• Quelque chose s'apaise qui depuis longtemps me faisait courir. Mais pourquoi avoir tant couru ? Pourquoi une telle urgence ?

    Toi aussi, c'est étrange alors que tu vas d'un pas tranquille tu sembles n'être qu'un bouillonnement, comme si nous avions peur de nous endormir dans la gueule du loup.

    Je suis encore aveugle et sourde, je n'entends pas mon corps, comme tu entends le tien, et pourtant il se dit en sensations qui restent inaudibles pour la raison. Lorsque je parle de voir, je ne parle pas de la même chose que toi.

    « Une douleur dans le doigt, un message est envoyé au cerveau, à quoi va s'intéresser l'esprit ? ». Penses-tu que ce soit dans ce circuit que nous perdons l'accès au langage interne, là où les informations se sont formatées ?

    A quoi devrions-nous être attentifs pour enrichir la perception du joug du mental ?

     

    Je crois que le bouillonnement est inévitable. C'est la sensibilité qui le produit, « bienheureux les sensibles » qu'il disait (Rires).

    J'ai lutté jusqu'à ce jour pour que ne me gagne pas la désespérance, il y a quelque chose en moi qui ne renonce pas, qui refuse de croire qu'il n'y a rien à faire.

    Je crois que le changement est toujours un besoin, davantage qu'un désir, c'est donc toujours une réaction. C'est ainsi que se veut la vie dans ce monde.

    Que le changement intervienne après une mutation du monde est une façon de dire les choses, parce que tout changement engendre également une mutation du monde. De cette façon, le monde et le « vivant » sont à égalité réactifs et créatifs.

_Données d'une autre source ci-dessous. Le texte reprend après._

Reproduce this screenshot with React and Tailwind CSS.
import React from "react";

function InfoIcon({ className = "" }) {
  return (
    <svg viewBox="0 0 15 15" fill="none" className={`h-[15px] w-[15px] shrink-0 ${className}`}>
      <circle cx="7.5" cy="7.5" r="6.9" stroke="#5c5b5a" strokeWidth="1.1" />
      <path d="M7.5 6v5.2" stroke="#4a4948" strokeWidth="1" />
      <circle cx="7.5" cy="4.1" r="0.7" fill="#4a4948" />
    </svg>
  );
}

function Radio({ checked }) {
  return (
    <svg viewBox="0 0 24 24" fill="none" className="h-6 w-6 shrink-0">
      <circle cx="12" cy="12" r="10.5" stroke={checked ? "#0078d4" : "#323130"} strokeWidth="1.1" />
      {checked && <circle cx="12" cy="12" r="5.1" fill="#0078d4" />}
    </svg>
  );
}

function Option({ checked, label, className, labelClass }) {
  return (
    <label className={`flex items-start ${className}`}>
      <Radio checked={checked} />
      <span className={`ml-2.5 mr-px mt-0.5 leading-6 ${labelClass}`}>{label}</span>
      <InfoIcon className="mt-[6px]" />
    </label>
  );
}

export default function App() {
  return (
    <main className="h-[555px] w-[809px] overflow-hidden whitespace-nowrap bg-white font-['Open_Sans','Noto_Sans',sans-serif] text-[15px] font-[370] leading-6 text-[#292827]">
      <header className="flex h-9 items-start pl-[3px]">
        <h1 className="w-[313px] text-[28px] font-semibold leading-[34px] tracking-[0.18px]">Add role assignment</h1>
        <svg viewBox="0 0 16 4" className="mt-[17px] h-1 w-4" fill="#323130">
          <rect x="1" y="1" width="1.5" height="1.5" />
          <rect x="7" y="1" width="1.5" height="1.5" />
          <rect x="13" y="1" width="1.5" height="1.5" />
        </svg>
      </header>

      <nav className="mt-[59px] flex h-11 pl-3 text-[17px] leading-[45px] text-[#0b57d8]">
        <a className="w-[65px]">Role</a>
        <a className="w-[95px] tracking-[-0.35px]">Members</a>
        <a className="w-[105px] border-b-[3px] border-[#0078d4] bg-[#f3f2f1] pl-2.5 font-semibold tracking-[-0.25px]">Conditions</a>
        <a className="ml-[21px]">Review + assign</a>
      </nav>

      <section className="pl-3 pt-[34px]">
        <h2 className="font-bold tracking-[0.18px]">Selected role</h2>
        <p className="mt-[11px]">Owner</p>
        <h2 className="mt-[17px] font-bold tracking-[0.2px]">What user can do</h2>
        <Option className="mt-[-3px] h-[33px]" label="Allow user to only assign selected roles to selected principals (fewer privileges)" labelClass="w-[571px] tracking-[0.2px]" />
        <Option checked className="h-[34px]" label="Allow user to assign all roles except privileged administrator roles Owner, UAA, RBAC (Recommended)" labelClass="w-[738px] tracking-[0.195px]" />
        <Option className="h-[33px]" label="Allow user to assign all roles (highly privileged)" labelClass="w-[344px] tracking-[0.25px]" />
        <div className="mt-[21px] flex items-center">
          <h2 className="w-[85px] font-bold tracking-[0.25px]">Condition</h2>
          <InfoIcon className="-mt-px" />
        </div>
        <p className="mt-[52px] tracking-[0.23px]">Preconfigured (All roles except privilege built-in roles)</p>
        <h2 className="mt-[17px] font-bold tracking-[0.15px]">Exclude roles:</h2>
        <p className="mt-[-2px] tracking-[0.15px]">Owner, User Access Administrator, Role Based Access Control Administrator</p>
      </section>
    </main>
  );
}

    En vérité je crois bien que nous disons la même chose à propos de « voir », car rien ne se fait dans la tête sans sa correspondance aux organes, à tout le corps. La différence sans doute se situe là où l'on pense avoir saisi les images, mais il n'y a qu'un seul processus.

    La mise en images a bien lieu dans le cerveau, la « conscience de la pensée » est trop souvent centrale pour nous, la plupart des hommes ignorent même qu'elle n'est pas la seule conscience et qu'à côté de la conscience du corps, elle est peu de chose.

    Une douleur au doigt, justement, la douleur n'est que pour l'esprit, pour le corps une blessure est bien autre chose qu'une douleur.

    Raison pour laquelle selon les cultures les hommes ne ressentent pas les douleurs de la même manière. L'hypnose démontre « où et comment » se forme la douleur, par le même chemin elle montre comment l'on peut la neutraliser.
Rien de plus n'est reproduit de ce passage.